Tim Sweeney z firmy Epic Games wielokrotnie krytykował sposób, w jaki Apple prowadzi sklep App Store, a zwłaszcza wysokie prowizje pobierane od każdego dokonywanego tam zakupu. Kierowana przez niego firma dość niespodziewanie postanowiła ostatnio otwarcie postawić się Apple, z pełną premedytacją wprowadzając w swojej najpopularniejszej grze Fortnite nowe opcje naruszające regulamin sklepu. Apple szybko zareagowało na te działania, usuwając wspomnianą pozycję z App Store.

Regulamin App Store zakłada, iż wszystkie transakcje dostępne wewnątrz gier i aplikacji, takie jak rozmaite mikropłatności i płatne dodatki, muszą być obsługiwane za pośrednictwem systemu płatności sklepu, co pozwala Apple pobierać 30% prowizji od każdego zakupu. Jeśli dana gra bądź aplikacja oferuje również możliwość robienia zakupów poza App Store jej twórcy nie mogą o tym informować użytkowników. Tymczasem Epic Games zdecydowało się wprowadzić w Fortnite własny system płatności pomijający prowizje dla Apple, a co za tym idzie mogący kusić graczy niższymi cenami.

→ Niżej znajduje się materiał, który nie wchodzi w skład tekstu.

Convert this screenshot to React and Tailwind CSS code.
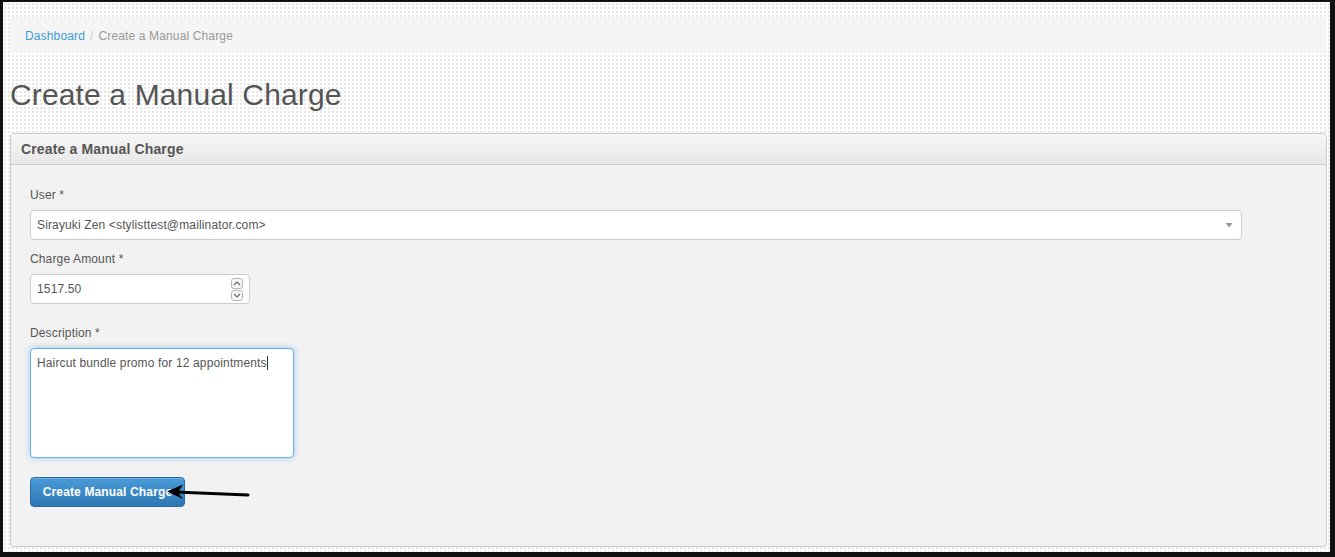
import React from 'react';

const SpinButton = ({ up }) => (
  <div className="w-[12px] h-[11px] rounded-[3px] border border-[#b5b5b5] bg-[#f7f7f7] flex items-center justify-center">
    <svg width="8" height="5" viewBox="0 0 8 5">
      <path d={up ? 'M1 4 L4 1 L7 4' : 'M1 1 L4 4 L7 1'} fill="none" stroke="#666" strokeWidth="1.1" />
    </svg>
  </div>
);

const App = () => {
  return (
    <div
      className="w-[1335px] h-[557px] overflow-hidden border-l-[3px] border-t-2 border-r-[5px] border-b-[5px] border-[#111] bg-white bg-[radial-gradient(#e6e6e6_0.8px,transparent_0.8px)] bg-[size:4px_4px] text-[#555] tracking-[0.14px]"
      style={{ fontFamily: '"Liberation Sans", Arial, sans-serif' }}
    >
      <div className="pl-[7px] pt-[15px]">
        {/* Breadcrumb */}
        <div className="w-[1316px] h-[36px] rounded-[4px] bg-[#f5f5f5] flex items-center px-[15px] pt-[2px] text-[12px]">
          <span className="text-[#3a9ad9]">Dashboard</span>
          <span className="text-[#ccc] px-[5px]">/</span>
          <span className="text-[#999]">Create a Manual Charge</span>
        </div>

        {/* Title */}
        <h1 className="mt-[25px] text-[30px] leading-[33px] text-[#555]">Create a Manual Charge</h1>

        {/* Panel */}
        <div className="mt-[22px] w-[1317px] h-[414px] border border-[#ccc] rounded-[4px] bg-[#f2f2f2] overflow-hidden">
          <div className="h-[31px] border-b border-[#ccc] bg-[linear-gradient(#f6f6f6,#e8e8e8)] flex items-center px-[10px]">
            <span className="text-[14px] font-bold text-[#555]">Create a Manual Charge</span>
          </div>

          <div className="pt-[22px] px-[19px] text-[12px]">
            <div className="leading-[17px]">User *</div>
            <div className="mt-[6px] w-[1212px] h-[30px] bg-white border border-[#ccc] rounded-[4px] flex items-center justify-between pl-[6px] pr-[8px]">
              <span>Sirayuki Zen &lt;stylisttest@mailinator.com&gt;</span>
              <svg width="8" height="6" viewBox="0 0 8 6">
                <path d="M0.5 1 L7.5 1 L4 5.5 Z" fill="#999" />
              </svg>
            </div>

            <div className="mt-[11px] leading-[17px]">Charge Amount *</div>
            <div className="mt-[6px] w-[220px] h-[30px] bg-white border border-[#ccc] rounded-[4px] flex items-center justify-between pl-[6px] pr-[6px]">
              <span>1517.50</span>
              <div className="flex flex-col gap-[1px]">
                <SpinButton up />
                <SpinButton />
              </div>
            </div>

            <div className="mt-[21px] leading-[17px]">Description *</div>
            <div className="mt-[6px] w-[264px] h-[110px] bg-white border border-[#66afe9] rounded-[4px] shadow-[0_0_6px_rgba(102,175,233,0.6)] px-[6px] pt-[6px] leading-[16px]">
              <span>Haircut bundle promo for 12 appointments</span>
              <span className="inline-block w-[1px] h-[14px] bg-[#333] align-[-3px]" />
            </div>

            <div className="relative mt-[19px] w-fit">
              <button className="w-[155px] h-[30px] rounded-[4px] border border-[#2b6aa3] bg-[linear-gradient(#4a9cd8,#2d76b4)] text-white font-bold text-[12px] shadow-[inset_0_1px_0_rgba(255,255,255,0.2)]">
                Create Manual Charge
              </button>
              <svg className="absolute left-[135px] top-[5px]" width="86" height="20" viewBox="0 0 86 20">
                <path d="M10 10 L83 13" stroke="#000" strokeWidth="3" strokeLinecap="round" />
                <path d="M2 9.5 L18 2.5 L13 10.5 L18 17 Z" fill="#000" />
              </svg>
            </div>
          </div>
        </div>
      </div>
    </div>
  );
};

export default App;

Ledwie kilka godzin po udostępnieniu nowej opcji płatności gra została usunięta z App Store przez Apple. Firma wydała też oświadczenie krytykujące działania Epic Games, zwracając uwagę na to, iż studio Sweeneya naruszyło regulamin świadomie i z premedytacją oraz przypominając, że przez ostatnie dziesięć lat czerpało ono duże korzyści z całego ekosystemu zbudowanego wokół sklepu App Store i platformy iOS. Przedstawiciele Apple zapowiedzieli też, że postarają się dojść do porozumienia z Epic Games, zaznaczając jednak z góry, że w grę nie wchodzą żadne specjalne układy, które pozwoliłyby zwolnić firmę z przestrzegania regulaminu.

Trudno odgadnąć, czym kierował się Tim Sweeney podejmując decyzję o wprowadzeniu w Fortnite własnego systemu płatności. Mało prawdopodobne by liczył na to, iż Apple przymknie oko na tak perfidne łamanie regulaminu sklepu. Bardziej realne wydaje się, iż chciał on po prostu zwrócić w ten sposób uwagę mediów i użytkowników na ograniczenia stawiane przez Apple deweloperom oraz na to, iż pozbycie się lub przynajmniej złagodzenie części z nich przyniosłoby korzyści klientom, dając im np. niższe ceny lub możliwość wyboru preferowanej metody płatności.